• [DATASET EXTRACT]:

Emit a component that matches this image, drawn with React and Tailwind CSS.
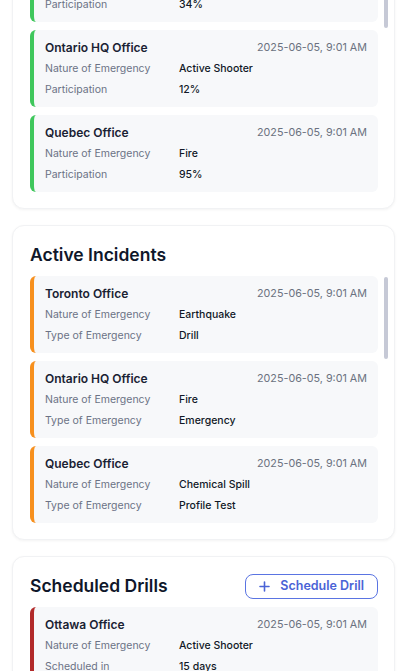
import React from "react";

const drills = [
  { office: "Toronto Office", nature: "Earthquake", value: "34%" },
  { office: "Ontario HQ Office", nature: "Active Shooter", value: "12%" },
  { office: "Quebec Office", nature: "Fire", value: "95%" },
  { office: "Ottawa Office", nature: "Flood", value: "61%" },
];

const incidents = [
  { office: "Toronto Office", nature: "Earthquake", value: "Drill" },
  { office: "Ontario HQ Office", nature: "Fire", value: "Emergency" },
  { office: "Quebec Office", nature: "Chemical Spill", value: "Profile Test" },
  { office: "Ottawa Office", nature: "Flood", value: "Drill" },
];

const scheduled = [
  { office: "Ottawa Office", nature: "Active Shooter", value: "15 days" },
  { office: "Toronto Office", nature: "Fire", value: "22 days" },
];

const DATE = "2025-06-05, 9:01 AM";

function Row({ label, value }) {
  return (
    <div className="flex h-[21px] items-center text-[10.5px]">
      <span className="w-[134px] text-[#6b7285]">{label}</span>
      <span className="font-medium text-[#111827]">{value}</span>
    </div>
  );
}

function Card({ item, bar, secondLabel }) {
  return (
    <div className={`rounded-md border-l-4 ${bar} bg-[#f7f8fa] pl-[11px] pr-[11px] pt-[10px] pb-[7px]`}>
      <div className="flex h-4 items-center justify-between">
        <span className="text-[12px] font-semibold text-[#1a2233]">{item.office}</span>
        <span className="text-[10.75px] text-[#6b7280]">{DATE}</span>
      </div>
      <div className="mt-[2px]">
        <Row label="Nature of Emergency" value={item.nature} />
        <Row label={secondLabel} value={item.value} />
      </div>
    </div>
  );
}

function Section({ title, items, bar, secondLabel, action, thumb }) {
  return (
    <div className="relative rounded-xl border border-[#f1f2f4] bg-white pl-[17px] pr-[16px] pt-[15px] pb-4 shadow-[0_1px_3px_rgba(0,0,0,0.05)]">
      <div className="flex h-7 items-center justify-between">
        <h2 className="text-[17.5px] font-semibold text-[#0f172a]">{title}</h2>
        {action}
      </div>
      <div className="relative mt-[7px] max-h-[247px] overflow-hidden">
        <div className="flex flex-col gap-2">
          {items.map((it, i) => (
            <Card key={i} item={it} bar={bar} secondLabel={secondLabel} />
          ))}
        </div>
      </div>
      {thumb && (
        <div className="absolute right-[6px] top-[51px] h-[82px] w-[4px] rounded-full bg-[#c6c9d6]" />
      )}
    </div>
  );
}

export default function App() {
  return (
    <div className="h-[671px] overflow-hidden bg-white font-['Inter',sans-serif]">
      <div className="-mt-[106px] flex flex-col gap-4 pl-[12px] pr-[15px]">
        <Section
          title="Recent Drills"
          items={drills}
          bar="border-[#3fc75c]"
          secondLabel="Participation"
          thumb
        />
        <Section
          title="Active Incidents"
          items={incidents}
          bar="border-[#f7901e]"
          secondLabel="Type of Emergency"
          thumb
        />
        <Section
          title="Scheduled Drills"
          items={scheduled}
          bar="border-[#b22a2a]"
          secondLabel="Scheduled in"
          action={
            <button className="flex h-[25px] items-center gap-[10px] rounded-lg border-[1.5px] border-[#5a74e2] px-[13px] text-[12.5px] font-semibold text-[#4a63d6]">
              <svg width="11" height="11" viewBox="0 0 11 11" fill="none" stroke="currentColor" strokeWidth="1.6" strokeLinecap="round">
                <path d="M5.5 1v9M1 5.5h9" />
              </svg>
              Schedule Drill
            </button>
          }
        />
      </div>
    </div>
  );
}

• [OBJECTIVE]: Gather all the lines that include the word "React" and copy them out.

• [RESULT OF THIS EXERCISE]:
Emit a component that matches this image, drawn with React and Tailwind CSS.
import React from "react";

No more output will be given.